Nike Shoe Corp. Builds Playground for Mosque Atones for Offensive Logo
Falls Church (in the neighbourhood of Washington D. C.):
Shoe manufacturer Nike Corp. began building a playground for Muslim children on November 22 and a bridge with the Islamic community — and making amends for one of its biggest marketing embarrassments, according to Washington Post.
Post staffer Alice Reid said about two years ago, Nike came up with a new shoe and emblazoned the rear edge of its sole with the word “Air” written in what looked like flames. The only problem was that the squiggly lines made the word look like Arabic script for the word Allah, and many Muslims object. Under threat of a worldwide boycott of its products by 1 billion Muslims, Nike recalled more than 38,000 pairs of the offending shoes last year. Now, the playground, to take shape at the Dar Al-Hijrah Islamic Centre over the next two months, is part of the company’s agreement to include Muslim educational centres among the recipients of its $34 million annual community grant program.
“We wouldn’t have objected if the logo had been on a hat,” said Ibrahim Hooper, spokesman for the Washington-based Council on American-Islamic Relations, which protested the logo last year and negotiated the agreement with Nike. “But on shoes, it was very disrespectful.”
Now, working with the council, Oregon-based Nike is building playgrounds at the Falls Church Islamic Center, as well as other centres on the West Coast and in Michigan, company representatives said yesterday.
“We certainly never intended to offend,” said Nike spokesman Roy Agostino, who was on hand with other corporate representatives for the groundbreaking. “Our company has to be more vigilant and work more with communities on issues of sensitivity.”

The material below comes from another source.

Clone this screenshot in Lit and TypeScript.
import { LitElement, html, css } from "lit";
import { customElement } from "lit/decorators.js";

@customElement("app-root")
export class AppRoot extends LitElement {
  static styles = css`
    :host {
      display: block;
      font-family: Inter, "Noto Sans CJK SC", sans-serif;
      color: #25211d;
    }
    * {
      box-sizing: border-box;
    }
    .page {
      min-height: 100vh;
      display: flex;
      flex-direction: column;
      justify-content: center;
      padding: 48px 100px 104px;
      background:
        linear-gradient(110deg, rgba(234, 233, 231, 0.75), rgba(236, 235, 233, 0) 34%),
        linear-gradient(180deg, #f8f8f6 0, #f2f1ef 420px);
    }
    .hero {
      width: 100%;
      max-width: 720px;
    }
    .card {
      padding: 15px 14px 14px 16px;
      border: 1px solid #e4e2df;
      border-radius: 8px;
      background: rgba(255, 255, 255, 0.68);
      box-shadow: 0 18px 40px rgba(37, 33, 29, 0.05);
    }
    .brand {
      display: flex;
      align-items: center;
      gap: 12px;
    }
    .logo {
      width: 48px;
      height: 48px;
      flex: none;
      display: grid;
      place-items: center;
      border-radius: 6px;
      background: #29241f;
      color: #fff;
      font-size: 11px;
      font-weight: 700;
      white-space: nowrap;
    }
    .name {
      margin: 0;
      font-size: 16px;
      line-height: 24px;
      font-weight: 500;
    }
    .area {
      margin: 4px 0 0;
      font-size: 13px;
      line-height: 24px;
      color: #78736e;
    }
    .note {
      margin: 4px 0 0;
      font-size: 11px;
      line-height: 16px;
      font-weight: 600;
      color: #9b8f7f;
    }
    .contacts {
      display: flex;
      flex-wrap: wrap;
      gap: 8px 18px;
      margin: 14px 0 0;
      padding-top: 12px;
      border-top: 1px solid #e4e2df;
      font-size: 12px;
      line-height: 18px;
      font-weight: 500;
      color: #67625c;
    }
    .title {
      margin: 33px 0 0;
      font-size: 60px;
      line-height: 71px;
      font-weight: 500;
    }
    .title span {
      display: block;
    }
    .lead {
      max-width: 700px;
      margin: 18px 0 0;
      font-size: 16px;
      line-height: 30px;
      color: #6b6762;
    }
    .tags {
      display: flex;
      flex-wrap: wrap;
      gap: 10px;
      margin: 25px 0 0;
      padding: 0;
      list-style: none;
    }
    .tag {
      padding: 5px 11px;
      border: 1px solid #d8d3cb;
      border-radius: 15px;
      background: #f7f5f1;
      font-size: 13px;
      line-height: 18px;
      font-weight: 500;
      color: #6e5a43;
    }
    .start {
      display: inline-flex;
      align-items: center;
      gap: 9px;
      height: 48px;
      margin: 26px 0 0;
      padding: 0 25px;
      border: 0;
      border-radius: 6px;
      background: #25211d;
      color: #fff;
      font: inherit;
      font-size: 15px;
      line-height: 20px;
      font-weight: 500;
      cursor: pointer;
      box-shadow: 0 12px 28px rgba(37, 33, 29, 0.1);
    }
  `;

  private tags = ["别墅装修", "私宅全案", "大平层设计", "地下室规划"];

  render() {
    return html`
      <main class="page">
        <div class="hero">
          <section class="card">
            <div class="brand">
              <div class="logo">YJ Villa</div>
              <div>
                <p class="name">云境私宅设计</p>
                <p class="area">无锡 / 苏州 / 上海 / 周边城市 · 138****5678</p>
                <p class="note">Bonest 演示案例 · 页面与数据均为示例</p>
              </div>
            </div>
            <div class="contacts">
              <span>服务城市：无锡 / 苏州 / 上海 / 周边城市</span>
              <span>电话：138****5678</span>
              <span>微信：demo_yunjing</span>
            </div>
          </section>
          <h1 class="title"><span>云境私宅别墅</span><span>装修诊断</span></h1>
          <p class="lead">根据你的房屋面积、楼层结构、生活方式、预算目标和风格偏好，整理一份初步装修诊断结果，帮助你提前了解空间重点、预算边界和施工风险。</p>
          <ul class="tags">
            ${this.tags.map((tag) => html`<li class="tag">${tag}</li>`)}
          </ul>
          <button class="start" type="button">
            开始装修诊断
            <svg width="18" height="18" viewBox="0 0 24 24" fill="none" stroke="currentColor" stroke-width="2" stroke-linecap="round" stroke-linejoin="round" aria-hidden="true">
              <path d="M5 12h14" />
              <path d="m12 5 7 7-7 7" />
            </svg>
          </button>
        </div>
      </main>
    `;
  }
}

Omar Ahmed, president of the council, said Dar Al-Hijrah in Falls Church had been chosen for the first of the Nike-built playgrounds because “this community is one of the most racially and ethnically diverse in the nation, with Somalis, Arabs, Egyptians, African Americans and whites,” he said.
The centre — one of the largest Washington area mosques — draws 1,200 worshipers to its Friday prayer services and enrolls 700 children, ages 4 to 14, in its weekend Muslim education programs. In 1992, there were barely 200 children attending the centre’s lessons in Arabic language and Qur’anic studies, school administrators said.